_WRITTEN PROBLEM_
Could you copy every line from the material below in which "React" appears?
-- START --
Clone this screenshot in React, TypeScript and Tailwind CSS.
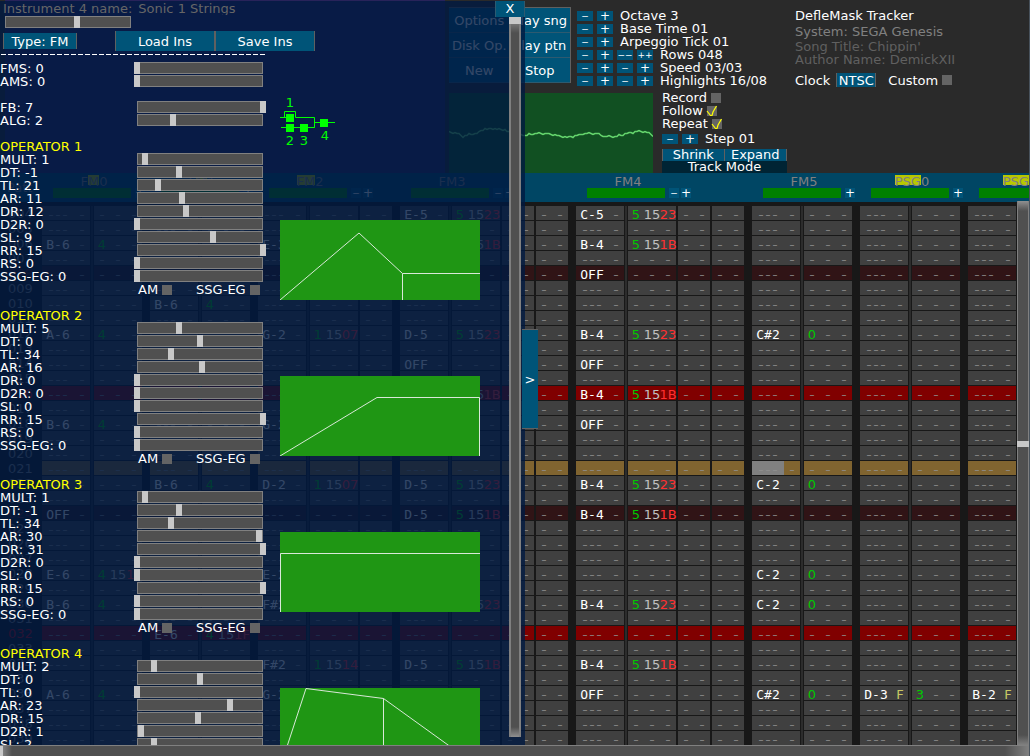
import React from "react";

/* ---------- data ---------- */

type Note = { note: string; vol?: string; ins?: string; fx?: string; val?: string };
type Channel = {
  name: string;
  effects: number;
  lit: number;
  from?: number;
  notes: Record<number, Note>;
};

const n = (note: string, ins?: string, fx?: string, val?: string): Note => ({ note, ins, fx, val });

const CHANNELS: Channel[] = [
  {
    name: "FM0", effects: 1, lit: 1, from: 1,
    notes: {
      6: n("B-6", "4"), 12: n("A-6", "4"), 18: n("B-6", "4"), 24: n("OFF"),
      28: n("E-6", "4", "15", "1F"), 30: n("B-6", "4"), 36: n("A-6", "4"),
    },
  },
  {
    name: "FM1", effects: 1, lit: 1, from: 1,
    notes: { 10: n("B-6", "4"), 22: n("B-6", "4"), 32: n("E-6", "4", "15", "1F") },
  },
  {
    name: "FM2", effects: 2, lit: 2,
    notes: {
      6: n("E-3"), 12: n("G-2", "1", "15", "07"), 18: n("G-2"), 22: n("D-2", "1", "15", "07"),
      28: n("E-2"), 30: n("F#2"), 34: n("F#2", "1", "15", "14"), 36: n("G-2"),
    },
  },
  {
    name: "FM3", effects: 3, lit: 0,
    notes: {
      4: n("E-5", "5", "15", "23"), 6: n("D-5", "5", "15", "1B"), 12: n("D-5", "5", "15", "23"),
      14: n("OFF"), 16: n("D-5", "5", "15", "1B"), 22: n("D-5", "5", "15", "23"),
      24: n("D-5", "5", "15", "1B"), 30: n("D-5", "5", "15", "23"), 34: n("D-5", "5", "15", "1B"),
    },
  },
  {
    name: "FM4", effects: 3, lit: 0,
    notes: {
      4: n("C-5", "5", "15", "23"), 6: n("B-4", "5", "15", "1B"), 8: n("OFF"),
      12: n("B-4", "5", "15", "23"), 14: n("OFF"), 16: n("B-4", "5", "15", "1B"), 18: n("OFF"),
      22: n("B-4", "5", "15", "23"), 24: n("B-4", "5", "15", "1B"), 30: n("B-4", "5", "15", "23"),
      34: n("B-4", "5", "15", "1B"), 36: n("OFF"),
    },
  },
  {
    name: "FM5", effects: 1, lit: 0,
    notes: { 12: n("C#2", "0"), 22: n("C-2", "0"), 28: n("C-2", "0"), 30: n("C-2", "0"), 36: n("C#2", "0") },
  },
  { name: "PSG0", effects: 1, lit: 3, notes: { 36: { note: "D-3", vol: "F", ins: "3" } } },
  { name: "PSG1", effects: 0, lit: 3, notes: { 36: { note: "B-2", vol: "F" } } },
];

const ROWS = Array.from({ length: 36 }, (_, i) => i + 4);
const CURRENT_ROW = 21;
const CURRENT_CHANNEL = "FM5";

const PARAMS: [string, number, number][] = [
  ["MULT", 0, 15], ["DT", -3, 3], ["TL", 0, 127], ["AR", 0, 31], ["DR", 0, 31],
  ["D2R", 0, 31], ["SL", 0, 15], ["RR", 0, 15], ["RS", 0, 3], ["SSG-EG", 0, 15],
];

const OPERATORS = [
  [1, -1, 21, 11, 12, 0, 9, 15, 0, 0],
  [5, 0, 34, 16, 0, 0, 0, 15, 0, 0],
  [1, -1, 34, 30, 31, 0, 0, 15, 0, 0],
  [2, 0, 0, 23, 15, 1, 2, 15, 0, 0],
];

const ENVELOPES = [
  "M0 80L79 13L122.5 53.5H200M122.5 53.5V80",
  "M0 80L97 21.5H199.5V80",
  "M0.5 80V21.5H200",
  "M0 80L26 .5L103.5 10.5L200 80M103.5 10.5V80",
];

/* ---------- small controls ---------- */

function Slider({ label, min, max, value }: { label: string; min: number; max: number; value: number }) {
  return (
    <div className="flex h-3 w-[126px] shrink-0 bg-[#505050] shadow-[inset_0_0_0_1px_#808080]">
      <input
        type="range"
        aria-label={label}
        min={min}
        max={max}
        defaultValue={value}
        className="-mx-[3px] block h-3 w-[132px] shrink-0 appearance-none bg-transparent [&::-webkit-slider-thumb]:h-3 [&::-webkit-slider-thumb]:w-[6px] [&::-webkit-slider-thumb]:appearance-none [&::-webkit-slider-thumb]:bg-[#c8c8c8]"
      />
    </div>
  );
}

function Check({ label, checked = false }: { label: string; checked?: boolean }) {
  return (
    <label className="flex h-[13px] items-center gap-1">
      {label}
      <span className="relative flex">
        <input type="checkbox" defaultChecked={checked} className="peer size-[10px] appearance-none bg-[#646464]" />
        <svg viewBox="0 0 10 10" className="pointer-events-none absolute inset-0 hidden size-[10px] overflow-visible peer-checked:block">
          <path d="M0 5L3.5 9.5L5 9.5L6 6L9.5 0" fill="none" stroke="#ffff00" strokeWidth="1.2" />
        </svg>
      </span>
    </label>
  );
}

function Steps({ keys, text }: { keys: string[]; text: string }) {
  return (
    <div className="flex h-[13px] items-center gap-1 whitespace-nowrap">
      {keys.map((k, i) => (
        <button
          key={i}
          aria-label={`${text} ${k}`}
          className={`flex h-[10px] w-4 items-center justify-center bg-[#005478] leading-[10px] ${k === "+" ? "text-[12px]" : "text-[9px]"}`}
        >
          {k.replaceAll("-", "−")}
        </button>
      ))}
      <span className="pl-[3px]">{text}</span>
    </div>
  );
}

/* ---------- header ---------- */

const MENU = [["Options", "Play sng"], ["Disk Op.", "Play ptn"], ["New", "Stop"]];

const WAVE = [
  [0, 39], [8, 40], [13, 43], [20, 41], [28, 40], [34, 36], [44, 35], [54, 36], [64, 40], [76, 42],
  [86, 40], [98, 40], [108, 42], [118, 44], [128, 42], [136, 40], [148, 40], [156, 43], [166, 43],
  [178, 40], [188, 38], [198, 39], [204, 42],
];

function Scope() {
  const points = Array.from({ length: 103 }, (_, i) => {
    const x = i * 2;
    const k = Math.max(1, WAVE.findIndex((p) => p[0] >= x));
    const [x0, y0] = WAVE[k - 1];
    const [x1, y1] = WAVE[k];
    const y = y0 + ((y1 - y0) * (x - x0)) / (x1 - x0) + (((i * 37) % 5) - 2) * 0.4;
    return `${x},${Math.round(y) + 0.5}`;
  }).join(" ");
  return (
    <svg viewBox="0 0 204 80" className="mt-[2px] block h-20 w-[204px] bg-[#115022]">
      <polyline points={points} fill="none" stroke="#64d46c" strokeWidth="1.5" />
    </svg>
  );
}

function Header() {
  return (
    <header className="flex">
      <div className="ml-[5px] w-[440px] shrink-0 bg-[#28235a]" />
      <div className="ml-1 shrink-0 pt-[7px]">
        <div className="mb-1 flex items-start gap-[6px]">
          <div className="grid w-[122px] grid-cols-2 border-r border-t border-[#606060]">
            {MENU.flat().map((m) => (
              <button key={m} className="h-[25px] border-b border-[#2d5a70] bg-[#005478] whitespace-nowrap">
                {m}
              </button>
            ))}
          </div>
          <div className="pt-[2px]">
            <Steps keys={["-", "+"]} text="Octave 3" />
            <Steps keys={["-", "+"]} text="Base Time 01" />
            <Steps keys={["-", "+"]} text="Arpeggio Tick 01" />
            <Steps keys={["-", "+", "--", "++"]} text="Rows 048" />
            <Steps keys={["-", "+", "-", "+"]} text="Speed 03/03" />
            <Steps keys={["-", "+", "-", "+"]} text="Highlights 16/08" />
          </div>
        </div>
        <div className="flex">
          <Scope />
          <div className="ml-[9px] w-[125px]">
            <Check label="Record" />
            <Check label="Follow" checked />
            <Check label="Repeat" checked />
            <div className="mt-[2px] mb-1">
              <Steps keys={["-", "+"]} text="Step 01" />
            </div>
            <div className="grid grid-cols-2">
              <button className="h-3 border-x border-[#606060] bg-[#005478] leading-3">Shrink</button>
              <button className="h-3 border-r border-[#606060] bg-[#005478] leading-3">Expand</button>
            </div>
            <button className="block h-3 w-full bg-[#002434] leading-3">Track Mode</button>
          </div>
        </div>
      </div>
      <div className="ml-[8px] pt-[9px] whitespace-nowrap">
        <h1>DefleMask Tracker</h1>
        <p className="mt-[3px] text-[#808080]">System: SEGA Genesis</p>
        <label className="mt-[2px] flex h-[13px] items-center gap-1 text-[#606060]">
          Song Title:
          <input defaultValue="Chippin'" className="h-[13px] w-24 bg-transparent" />
        </label>
        <label className="flex h-[13px] items-center gap-1 text-[#606060]">
          Author Name:
          <input defaultValue="DemickXII" className="h-[13px] w-24 bg-transparent" />
        </label>
        <div className="mt-[7px] flex h-[14px] items-center">
          <span>Clock</span>
          <button className="ml-[6px] h-[14px] w-10 border-x border-[#606060] bg-[#005478]">NTSC</button>
          <span className="ml-3">
            <Check label="Custom" />
          </span>
        </div>
      </div>
    </header>
  );
}

/* ---------- pattern table ---------- */

const widthOf = (c: Channel) =>
  c.effects === 0 ? "w-auto" : c.effects === 1 ? "w-[108px]" : c.effects === 2 ? "w-[142px]" : "w-[176px]";

function ChannelHead({ channel }: { channel: Channel }) {
  const start = channel.from ?? 0;
  const end = start + channel.lit;
  return (
    <th scope="col" className={`${widthOf(channel)} p-0 text-left align-top font-normal`}>
      <div className="ml-[11px] w-[82px] pt-[2px] text-[#808080]">
        <div className="flex h-[13px] justify-center">
          <span>{channel.name.slice(0, start)}</span>
          {channel.lit > 0 && (
            <span className="h-[10px] bg-[#b8c800] leading-[13px]">{channel.name.slice(start, end)}</span>
          )}
          <span>{channel.name.slice(end)}</span>
        </div>
      </div>
      <div className="ml-[11px] flex">
        <div className="h-[10px] w-[78px] shrink-0 bg-[#008000]" />
        {channel.effects > 0 && (
          <div className="ml-1 flex gap-[2px] leading-[10px] text-white">
            {channel.effects > 1 && (
              <button
                aria-label={`Remove ${channel.name} effect column`}
                className="flex size-[10px] items-center justify-center bg-[#005478] text-[9px]"
              >
                −
              </button>
            )}
            <button
              aria-label={`Add ${channel.name} effect column`}
              className="flex size-[10px] items-center justify-center bg-[#005478] text-[12px]"
            >
              +
            </button>
          </div>
        )}
      </div>
    </th>
  );
}

function Dashes({ count }: { count: number }) {
  return (
    <span className="flex gap-[2px] text-[10px] text-[#909090]">
      {Array.from({ length: count }, (_, i) => (
        <span key={i}>–</span>
      ))}
    </span>
  );
}

function Slot({ text, color }: { text?: string; color: string }) {
  return <span className={`flex w-4 justify-center ${color}`}>{text ?? <Dashes count={1} />}</span>;
}

function PatternCell({ channel, row }: { channel: Channel; row: number }) {
  const d = channel.notes[row];
  const bg =
    row === CURRENT_ROW ? "bg-[#806430]"
    : row % 16 === 0 ? "bg-[#800000]"
    : row % 8 === 0 ? "bg-[#301416]"
    : "bg-[#404040]";
  const cursor = row === CURRENT_ROW && channel.name === CURRENT_CHANNEL;
  const block = `flex h-[14px] leading-[18px] ${bg}`;
  return (
    <td className="p-0">
      <div className="flex h-[15px]">
        <div className={block}>
          <span className={cursor ? "flex w-8 justify-center bg-[#808080]" : "flex w-8 justify-center"}>
            {d ? (
              <span className="font-['DejaVu_Sans_Mono',monospace] text-[13px]">{d.note}</span>
            ) : (
              <Dashes count={3} />
            )}
          </span>
          <Slot text={d?.vol} color="text-[#c8c864]" />
        </div>
        {channel.effects > 0 && (
          <>
            <div className="mx-px h-[15px] w-[2px] bg-[#2c2c2c]" />
            <div className={block}>
              <Slot text={d?.ins} color="text-[#00c800]" />
              <Slot text={d?.fx} color="text-[#c0c0c0]" />
              <Slot text={d?.val} color="text-[#ff3030]" />
            </div>
          </>
        )}
        {Array.from({ length: Math.max(0, channel.effects - 1) }, (_, i) => (
          <div key={i} className={`ml-[2px] ${block}`}>
            <Slot color="text-white" />
            <Slot color="text-white" />
          </div>
        ))}
      </div>
    </td>
  );
}

function Pattern() {
  return (
    <div className="relative min-h-0 flex-1 overflow-hidden bg-[#181818]">
      <table className="w-full min-w-[1029px] table-fixed border-collapse">
        <thead className="bg-[#004664]">
          <tr className="h-[29px]">
            <th scope="col" className="w-[42px] p-0 pl-[7px] text-left font-normal text-[#808080]">Patt</th>
            {CHANNELS.map((c) => (
              <ChannelHead key={c.name} channel={c} />
            ))}
          </tr>
        </thead>
        <tbody>
          <tr className="h-1" aria-hidden="true"><td className="p-0" /></tr>
          {ROWS.map((r) => (
            <tr key={r} className="h-[15px]">
              <th
                scope="row"
                className={`p-0 pl-2 text-left font-normal ${r % 16 === 0 ? "text-[#c00000]" : r % 8 === 0 ? "text-[#601818]" : "text-[#808080]"}`}
              >
                {String(r).padStart(3, "0")}
              </th>
              {CHANNELS.map((c) => (
                <PatternCell key={c.name} channel={c} row={r} />
              ))}
            </tr>
          ))}
        </tbody>
      </table>
      <div className="absolute top-[28px] right-0 bottom-0 flex w-3 flex-col border-x border-[#808080] bg-[linear-gradient(#909090,#505050_10px,#505050_calc(100%_-_10px),#808080)]">
        <div className="flex-[240_1_0%]" />
        <div className="-mx-px h-[6px] bg-[#c8c8c8]" />
        <div className="flex-[298_1_0%]" />
      </div>
    </div>
  );
}

/* ---------- instrument panel ---------- */

function Param({ name, min, max, value }: { name: string; min: number; max: number; value: number }) {
  return (
    <div className="flex h-[13px]">
      <span className="w-[137px]">{name}: {value}</span>
      <Slider label={name} min={min} max={max} value={value} />
    </div>
  );
}

function Algorithm() {
  return (
    <svg viewBox="0 0 58 54" className="h-[54px] w-[58px] text-[13px]" fill="#00ff00">
      <path d="M0 21.5H6M4.5 21V15.5H15.5V21.5H34.5V31.5M1 31.5H34.5V26.5H55" fill="none" stroke="#00ff00" />
      <rect x="6" y="18" width="8" height="8" />
      <rect x="6" y="28" width="8" height="8" />
      <rect x="20" y="28" width="8" height="8" />
      <rect x="40" y="23" width="8" height="8" />
      <text x="10" y="11" textAnchor="middle">1</text>
      <text x="10" y="49" textAnchor="middle">2</text>
      <text x="24" y="49" textAnchor="middle">3</text>
      <text x="45" y="44" textAnchor="middle">4</text>
    </svg>
  );
}

function InstrumentPanel() {
  return (
    <aside className="absolute top-0 bottom-[11px] left-0 flex w-[525px] overflow-hidden border-t border-transparent bg-[#001941]/80 bg-clip-padding">
      <div className="min-w-0 flex-1 pt-px">
        <label className="flex h-[13px] items-center gap-[6px] pl-[3px] text-[#666666]">
          Instrument 4 name:
          <input defaultValue="Sonic 1 Strings" className="h-[13px] w-32 bg-transparent" />
        </label>
        <div className="mt-px ml-[5px]">
          <Slider label="Instrument" min={0} max={7} value={4} />
        </div>
        <div className="mt-[3px] flex h-5 items-center pl-[3px]">
          <button className="h-4 w-[74px] border-x border-[#606060] bg-[#005478]">Type: FM</button>
          <button className="ml-[38px] h-5 w-[100px] border-x border-[#606060] bg-[#005478]">Load Ins</button>
          <button className="h-5 w-[100px] border-x border-[#606060] bg-[#005478]">Save Ins</button>
        </div>
        <div className="mt-[3px] ml-px h-px w-[264px] bg-[repeating-linear-gradient(90deg,#fff_0_5px,transparent_5px_7px)]" />
        <div className="mt-[7px] flex">
          <div className="w-[280px] shrink-0">
            <Param name="FMS" min={0} max={7} value={0} />
            <Param name="AMS" min={0} max={3} value={0} />
            <div className="mt-[13px]">
              <Param name="FB" min={0} max={7} value={7} />
              <Param name="ALG" min={0} max={7} value={2} />
            </div>
            {OPERATORS.map((values, i) => (
              <section key={i} className="mt-[13px]">
                <h2 className="text-[#ffff00]">OPERATOR {i + 1}</h2>
                {PARAMS.map(([name, min, max], j) => (
                  <Param key={name} name={name} min={min} max={max} value={values[j]} />
                ))}
                <div className="flex gap-6 pl-[138px]">
                  <Check label="AM" />
                  <Check label="SSG-EG" />
                </div>
              </section>
            ))}
          </div>
          <div className="pt-[34px]">
            <Algorithm />
            <div className="mt-[70px] flex flex-col gap-[76px]">
              {ENVELOPES.map((d, i) => (
                <svg key={i} viewBox="0 0 200 80" className="h-20 w-[200px] bg-[#1f9614]">
                  <path d={d} fill="none" stroke="#d8e8d8" strokeWidth="1" />
                </svg>
              ))}
            </div>
          </div>
        </div>
      </div>
      <div className="mt-[16px] mr-1 mb-[8px] w-3 shrink-0 border-x-2 border-[#808080] bg-[linear-gradient(#909090,#505050_16px,#505050_calc(100%_-_10px),#909090)]">
        <div className="-mx-[2px] h-[7px] bg-[#c8c8c8]" />
      </div>
      <button aria-label="Close" className="absolute -top-px right-0 h-[17px] w-[30px] border-x border-[#2d5a70] bg-[#005478]">X</button>
    </aside>
  );
}

export default function App() {
  return (
    <main className="relative flex h-screen flex-col overflow-hidden border-r border-[#48525c] bg-[#2a2a2a] font-['DejaVu_Sans',sans-serif] text-[13px] leading-[13px] text-white">
      <Header />
      <Pattern />
      <div className="flex h-[11px] shrink-0 border-t border-[#808080] bg-[linear-gradient(90deg,#909090,#505050_12px,#505050_calc(100%_-_24px),#808080)]">
        <div className="w-[3px] bg-[#c8c8c8]" />
      </div>
      <InstrumentPanel />
      <button className="absolute top-[329px] left-[522px] h-[100px] w-4 border-y border-[#606060] bg-[#005478]">&gt;</button>
    </main>
  );
}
-- END --
_COMPLETED EXERCISE_
Clone this screenshot in React, TypeScript and Tailwind CSS.
import React from "react";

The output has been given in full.